Friday, July 17, 2009

Venus Express Maps: Finds Oceans and Granite


The first temperature map (centered at the south pole) of the planet's southern hemisphere at infrared wavelengths, charted with Venus Express's Visible and Infrared Thermal Imaging Spectrometer, VIRTIS. Higher temperatures (red) correspond to lower altitudes, while lower temperatures (blue) correspond to higher altitudes. Credit: ESA/VIRTIS/INAF-IASF/Obs. de Paris-LESIA

Venus is a Home from Home

Venus may once have been more Earth-like, with volcanic activity and an ocean of water, a new map of the toasty planet's southern hemisphere suggests.

The map comprises over a thousand individual images, recorded between May 2006 and December 2007 by the European Space Agency's Venus Express spacecraft. It gives astronomers another tool in their quest to understand why Venus is so similar in size to Earth and yet has evolved so differently.

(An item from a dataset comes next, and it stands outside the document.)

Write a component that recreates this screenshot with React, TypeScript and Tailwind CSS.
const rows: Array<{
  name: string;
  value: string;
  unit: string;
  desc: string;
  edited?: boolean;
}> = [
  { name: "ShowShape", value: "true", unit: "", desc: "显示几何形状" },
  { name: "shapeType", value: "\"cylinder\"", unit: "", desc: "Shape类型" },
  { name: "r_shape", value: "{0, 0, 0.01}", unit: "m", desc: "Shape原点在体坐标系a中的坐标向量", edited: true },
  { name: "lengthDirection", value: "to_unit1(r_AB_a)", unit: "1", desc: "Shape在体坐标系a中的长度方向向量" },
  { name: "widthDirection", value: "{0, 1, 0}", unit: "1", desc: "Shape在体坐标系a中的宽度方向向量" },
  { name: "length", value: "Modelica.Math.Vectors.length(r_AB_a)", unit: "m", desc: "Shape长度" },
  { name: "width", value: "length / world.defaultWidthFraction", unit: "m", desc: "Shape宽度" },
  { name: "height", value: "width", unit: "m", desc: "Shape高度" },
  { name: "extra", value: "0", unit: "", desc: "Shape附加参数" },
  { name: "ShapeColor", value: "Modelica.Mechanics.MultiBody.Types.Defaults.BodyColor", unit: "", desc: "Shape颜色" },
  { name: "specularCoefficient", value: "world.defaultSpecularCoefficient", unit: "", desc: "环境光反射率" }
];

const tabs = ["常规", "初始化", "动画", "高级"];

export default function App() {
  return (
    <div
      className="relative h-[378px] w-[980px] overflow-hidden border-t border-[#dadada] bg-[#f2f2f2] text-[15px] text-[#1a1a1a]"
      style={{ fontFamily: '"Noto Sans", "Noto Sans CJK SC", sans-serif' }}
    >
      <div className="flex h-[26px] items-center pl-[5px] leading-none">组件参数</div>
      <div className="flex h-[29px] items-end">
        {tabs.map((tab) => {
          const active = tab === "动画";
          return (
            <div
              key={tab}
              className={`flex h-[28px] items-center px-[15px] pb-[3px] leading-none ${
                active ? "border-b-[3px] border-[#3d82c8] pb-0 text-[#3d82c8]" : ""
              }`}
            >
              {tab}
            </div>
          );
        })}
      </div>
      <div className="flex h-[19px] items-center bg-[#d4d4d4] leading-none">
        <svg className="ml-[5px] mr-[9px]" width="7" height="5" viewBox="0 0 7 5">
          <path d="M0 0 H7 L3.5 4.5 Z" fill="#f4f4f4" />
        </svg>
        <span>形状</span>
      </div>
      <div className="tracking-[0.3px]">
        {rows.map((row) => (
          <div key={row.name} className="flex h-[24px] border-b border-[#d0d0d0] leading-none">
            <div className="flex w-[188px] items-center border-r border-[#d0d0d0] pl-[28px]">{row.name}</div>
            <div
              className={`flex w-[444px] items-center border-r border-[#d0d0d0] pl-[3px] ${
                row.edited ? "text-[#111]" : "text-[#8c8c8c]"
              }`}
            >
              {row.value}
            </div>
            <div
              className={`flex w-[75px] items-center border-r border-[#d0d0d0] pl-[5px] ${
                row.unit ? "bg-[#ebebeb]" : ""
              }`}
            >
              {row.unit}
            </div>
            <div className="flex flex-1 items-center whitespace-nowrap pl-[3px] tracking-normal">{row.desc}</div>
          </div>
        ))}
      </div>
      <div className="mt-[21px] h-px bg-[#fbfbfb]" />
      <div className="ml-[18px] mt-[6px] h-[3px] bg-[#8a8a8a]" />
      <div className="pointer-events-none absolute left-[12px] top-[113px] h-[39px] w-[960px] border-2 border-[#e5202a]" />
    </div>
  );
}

Thick Clouds obscure Venus

Normal visible light cameras cannot see the surface of Venus because it is covered in clouds. So, Venus Express uses a particular frequency of infrared wavelength to 'see' through them.

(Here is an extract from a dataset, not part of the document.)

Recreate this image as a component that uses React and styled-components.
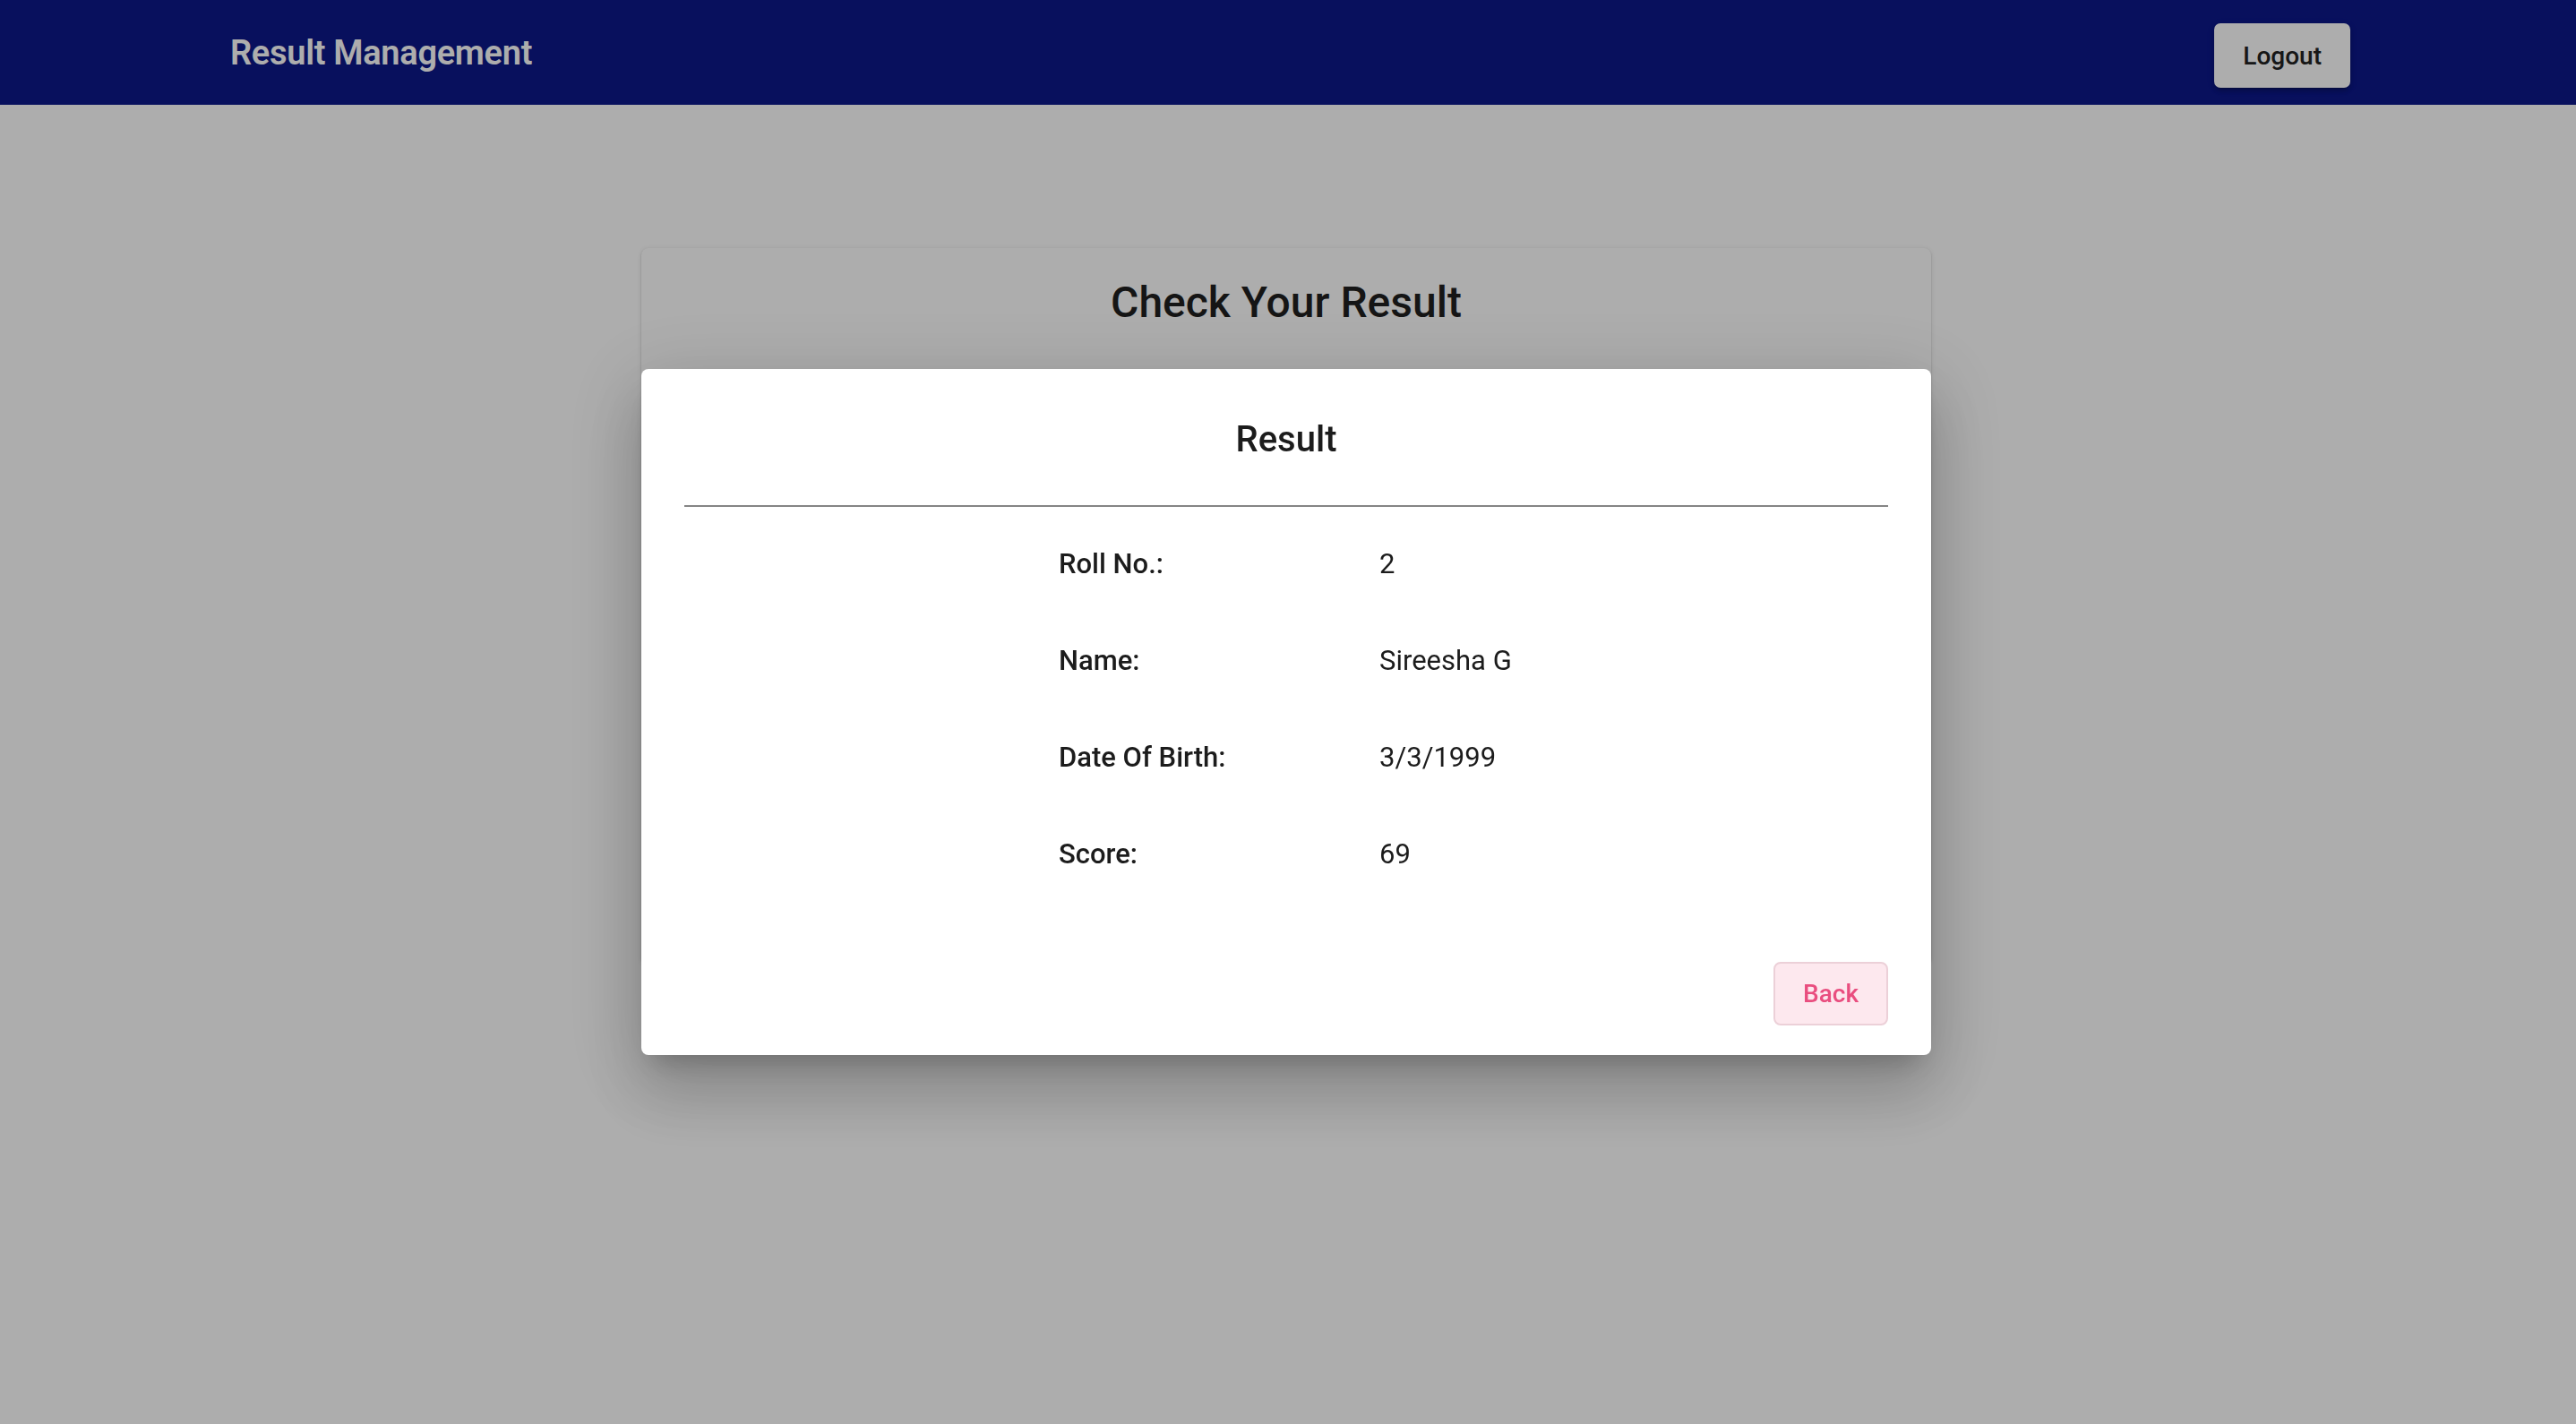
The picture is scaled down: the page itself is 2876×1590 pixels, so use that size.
import React from 'react';
import styled, { createGlobalStyle } from 'styled-components';

const GlobalStyle = createGlobalStyle`
  html, body {
    margin: 0;
    padding: 0;
    background: #ffffff;
    font-family: Roboto, 'Noto Sans', Arial, sans-serif;
  }
  * {
    box-sizing: border-box;
  }
`;

const Page = styled.div`
  min-height: 100vh;
  background: #ffffff;
`;

const TopBar = styled.header`
  height: 117px;
  background: #0c188a;
  display: flex;
  align-items: center;
  justify-content: space-between;
  padding: 0 252px 0 257px;
`;

const Brand = styled.span`
  color: #ffffff;
  font-size: 38px;
  font-weight: 600;
  letter-spacing: -0.3px;
`;

const LogoutBtn = styled.button`
  height: 72px;
  margin-top: 7px;
  padding: 0 32px;
  border: 0;
  border-radius: 7px;
  background: #ffffff;
  color: #222222;
  font-family: inherit;
  font-size: 28px;
  font-weight: 500;
  box-shadow: 0 5px 2px -4px rgba(0, 0, 0, 0.2), 0 4px 4px 0 rgba(0, 0, 0, 0.14), 0 2px 9px 0 rgba(0, 0, 0, 0.12);
  cursor: pointer;
`;

const Main = styled.main`
  display: flex;
  justify-content: center;
  padding: 160px 4px 0 0;
`;

const Card = styled.section`
  width: 1440px;
  height: 800px;
  background: #ffffff;
  border-radius: 8px;
  padding: 32px 48px;
  box-shadow: 0 2px 2px -1px rgba(0, 0, 0, 0.2), 0 1px 2px 0 rgba(0, 0, 0, 0.14), 0 1px 5px 0 rgba(0, 0, 0, 0.12);
  display: flex;
  flex-direction: column;
  align-items: center;
`;

const CardTitle = styled.h1`
  margin: 0;
  font-size: 48px;
  line-height: 1.2;
  font-weight: 500;
  color: #1f1f1f;
`;

const Backdrop = styled.div`
  position: fixed;
  inset: 0;
  padding-right: 4px;
  background: rgba(0, 0, 0, 0.32);
  display: flex;
  align-items: center;
  justify-content: center;
`;

const Dialog = styled.div`
  width: 1440px;
  background: #ffffff;
  border-radius: 8px;
  padding: 55px 48px 33px;
  box-shadow: 0 20px 27px -13px rgba(0, 0, 0, 0.2), 0 44px 70px 5px rgba(0, 0, 0, 0.14), 0 16px 84px 15px rgba(0, 0, 0, 0.12);
  display: flex;
  flex-direction: column;
`;

const DialogTitle = styled.h2`
  margin: 0;
  text-align: center;
  font-size: 40px;
  line-height: 48px;
  font-weight: 500;
  color: #1c1c1c;
`;

const Divider = styled.hr`
  margin: 49px 0 0;
  border: 0;
  border-top: 2px solid #858585;
`;

const Details = styled.dl`
  margin: 41px 0 0;
  padding-left: 418px;
  display: grid;
  grid-template-columns: 358px auto;
  row-gap: 62px;
  font-size: 31px;
  line-height: 46px;
  color: #1c1c1c;
`;

const Label = styled.dt`
  margin: 0;
  font-weight: 500;
`;

const Value = styled.dd`
  margin: 0;
  font-weight: 400;
`;

const Actions = styled.div`
  margin-top: 97px;
  display: flex;
  justify-content: flex-end;
`;

const BackBtn = styled.button`
  width: 128px;
  height: 71px;
  border: 2px solid #ecd0d8;
  border-radius: 8px;
  background: #fde8ee;
  color: #e94e7f;
  font-family: inherit;
  font-size: 28px;
  font-weight: 500;
  cursor: pointer;
`;

const result = [
  { label: 'Roll No.:', value: '2' },
  { label: 'Name:', value: 'Sireesha G' },
  { label: 'Date Of Birth:', value: '3/3/1999' },
  { label: 'Score:', value: '69' },
];

export default function App() {
  return (
    <>
      <GlobalStyle />
      <Page>
        <TopBar>
          <Brand>Result Management</Brand>
          <LogoutBtn>Logout</LogoutBtn>
        </TopBar>
        <Main>
          <Card>
            <CardTitle>Check Your Result</CardTitle>
          </Card>
        </Main>
      </Page>
      <Backdrop>
        <Dialog>
          <DialogTitle>Result</DialogTitle>
          <Divider />
          <Details>
            {result.map(row => (
              <React.Fragment key={row.label}>
                <Label>{row.label}</Label>
                <Value>{row.value}</Value>
              </React.Fragment>
            ))}
          </Details>
          <Actions>
            <BackBtn>Back</BackBtn>
          </Actions>
        </Dialog>
      </Backdrop>
    </>
  );
}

Although radar systems have been used in the past to provide high-resolution maps of Venus's surface, Venus Express is the first orbiting spacecraft to produce a map that hints at the chemical composition of the rocks.

Rocky clues

The new data is consistent with suspicions that the highland plateaus of Venus are ancient continents, once surrounded by ocean that might have evaporated away into space and produced by past volcanic activity.

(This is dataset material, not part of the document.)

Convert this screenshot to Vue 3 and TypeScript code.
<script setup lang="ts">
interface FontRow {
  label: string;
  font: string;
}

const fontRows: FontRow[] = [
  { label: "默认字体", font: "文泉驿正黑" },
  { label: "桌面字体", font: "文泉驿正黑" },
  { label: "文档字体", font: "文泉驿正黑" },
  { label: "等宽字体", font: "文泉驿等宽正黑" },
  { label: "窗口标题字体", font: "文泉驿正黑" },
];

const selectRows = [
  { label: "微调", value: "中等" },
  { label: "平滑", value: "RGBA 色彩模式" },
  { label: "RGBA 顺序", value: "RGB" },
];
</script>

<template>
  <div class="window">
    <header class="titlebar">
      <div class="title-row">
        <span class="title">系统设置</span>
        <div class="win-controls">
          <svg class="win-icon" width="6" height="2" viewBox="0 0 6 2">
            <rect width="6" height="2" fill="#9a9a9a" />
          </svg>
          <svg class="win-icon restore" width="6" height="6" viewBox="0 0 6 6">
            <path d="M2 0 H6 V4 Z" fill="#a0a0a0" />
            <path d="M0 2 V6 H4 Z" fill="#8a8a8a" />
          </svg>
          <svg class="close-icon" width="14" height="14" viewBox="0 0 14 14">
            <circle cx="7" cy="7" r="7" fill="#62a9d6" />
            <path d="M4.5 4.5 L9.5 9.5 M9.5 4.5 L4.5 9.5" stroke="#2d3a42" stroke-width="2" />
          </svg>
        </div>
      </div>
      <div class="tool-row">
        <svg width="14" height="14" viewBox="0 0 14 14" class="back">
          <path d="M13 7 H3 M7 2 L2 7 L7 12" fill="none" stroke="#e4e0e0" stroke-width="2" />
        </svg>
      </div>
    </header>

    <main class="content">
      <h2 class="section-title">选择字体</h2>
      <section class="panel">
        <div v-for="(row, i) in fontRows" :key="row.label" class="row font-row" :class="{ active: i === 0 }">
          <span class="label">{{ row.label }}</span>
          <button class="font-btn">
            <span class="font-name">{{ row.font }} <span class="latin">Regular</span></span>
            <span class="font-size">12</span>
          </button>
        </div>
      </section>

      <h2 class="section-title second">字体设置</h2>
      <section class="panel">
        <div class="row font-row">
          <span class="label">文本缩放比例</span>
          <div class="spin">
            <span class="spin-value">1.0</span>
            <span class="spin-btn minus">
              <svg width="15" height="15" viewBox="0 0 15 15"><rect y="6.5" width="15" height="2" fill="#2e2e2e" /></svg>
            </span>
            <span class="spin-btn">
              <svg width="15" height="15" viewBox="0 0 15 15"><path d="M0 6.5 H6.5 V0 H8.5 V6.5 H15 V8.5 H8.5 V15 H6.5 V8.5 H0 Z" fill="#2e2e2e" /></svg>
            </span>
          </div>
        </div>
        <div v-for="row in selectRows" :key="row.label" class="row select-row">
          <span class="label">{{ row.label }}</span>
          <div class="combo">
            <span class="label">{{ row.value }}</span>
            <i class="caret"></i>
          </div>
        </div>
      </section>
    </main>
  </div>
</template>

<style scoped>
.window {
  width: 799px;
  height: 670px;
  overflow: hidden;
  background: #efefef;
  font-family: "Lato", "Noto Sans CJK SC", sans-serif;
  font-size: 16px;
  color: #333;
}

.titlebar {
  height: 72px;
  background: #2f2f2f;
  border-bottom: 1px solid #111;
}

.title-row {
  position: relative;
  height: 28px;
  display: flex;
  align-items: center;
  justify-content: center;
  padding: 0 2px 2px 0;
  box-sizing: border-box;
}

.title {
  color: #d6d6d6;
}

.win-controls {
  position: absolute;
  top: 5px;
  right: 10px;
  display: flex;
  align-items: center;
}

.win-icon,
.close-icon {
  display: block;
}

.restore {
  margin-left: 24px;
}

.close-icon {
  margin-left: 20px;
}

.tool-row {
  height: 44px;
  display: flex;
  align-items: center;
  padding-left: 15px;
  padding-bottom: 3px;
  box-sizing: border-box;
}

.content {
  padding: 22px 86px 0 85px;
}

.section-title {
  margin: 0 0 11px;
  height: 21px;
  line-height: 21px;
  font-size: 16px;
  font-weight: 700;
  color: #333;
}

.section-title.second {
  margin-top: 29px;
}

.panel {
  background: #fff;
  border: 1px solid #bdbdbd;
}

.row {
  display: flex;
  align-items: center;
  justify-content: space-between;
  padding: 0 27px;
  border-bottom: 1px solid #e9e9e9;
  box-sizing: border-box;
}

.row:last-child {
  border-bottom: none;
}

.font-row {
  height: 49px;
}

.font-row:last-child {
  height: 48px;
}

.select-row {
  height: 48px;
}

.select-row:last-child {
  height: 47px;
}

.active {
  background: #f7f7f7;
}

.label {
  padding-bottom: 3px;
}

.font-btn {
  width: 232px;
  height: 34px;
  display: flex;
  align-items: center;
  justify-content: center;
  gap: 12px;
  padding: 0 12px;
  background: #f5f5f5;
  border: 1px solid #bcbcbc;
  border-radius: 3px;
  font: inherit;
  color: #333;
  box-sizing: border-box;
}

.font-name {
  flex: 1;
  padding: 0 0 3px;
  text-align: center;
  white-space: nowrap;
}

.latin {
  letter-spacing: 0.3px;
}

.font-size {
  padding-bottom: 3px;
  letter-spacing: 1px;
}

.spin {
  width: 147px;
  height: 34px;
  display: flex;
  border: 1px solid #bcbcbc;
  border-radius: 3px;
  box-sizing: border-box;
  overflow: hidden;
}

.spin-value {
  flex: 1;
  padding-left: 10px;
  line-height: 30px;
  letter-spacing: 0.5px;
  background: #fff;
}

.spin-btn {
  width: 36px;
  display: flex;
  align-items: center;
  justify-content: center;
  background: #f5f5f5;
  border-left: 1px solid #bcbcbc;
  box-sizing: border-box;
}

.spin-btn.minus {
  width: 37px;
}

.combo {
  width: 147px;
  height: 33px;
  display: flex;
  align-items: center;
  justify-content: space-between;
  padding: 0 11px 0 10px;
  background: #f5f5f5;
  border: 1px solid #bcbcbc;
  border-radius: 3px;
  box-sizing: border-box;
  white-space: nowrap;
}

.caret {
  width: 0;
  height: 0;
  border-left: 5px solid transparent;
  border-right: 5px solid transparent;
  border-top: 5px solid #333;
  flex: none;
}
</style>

"This is not proof, but it is consistent. All we can really say at the moment is that the plateau rocks look different from elsewhere," said Nils Müller of the the University Münster and DLR Berlin, who headed the mapping efforts.

Water

Water is a key to life as we know it. And though there are no signs of past or present biology on the suffocating surface Venus, some astronomers have speculated that the its clouds could harbor life.

The rocks look different because of the amount of infrared light they radiate into space. Different surfaces radiate different amounts of heat at infrared wavelengths due to a material characteristic known as emissivity, which varies in different materials.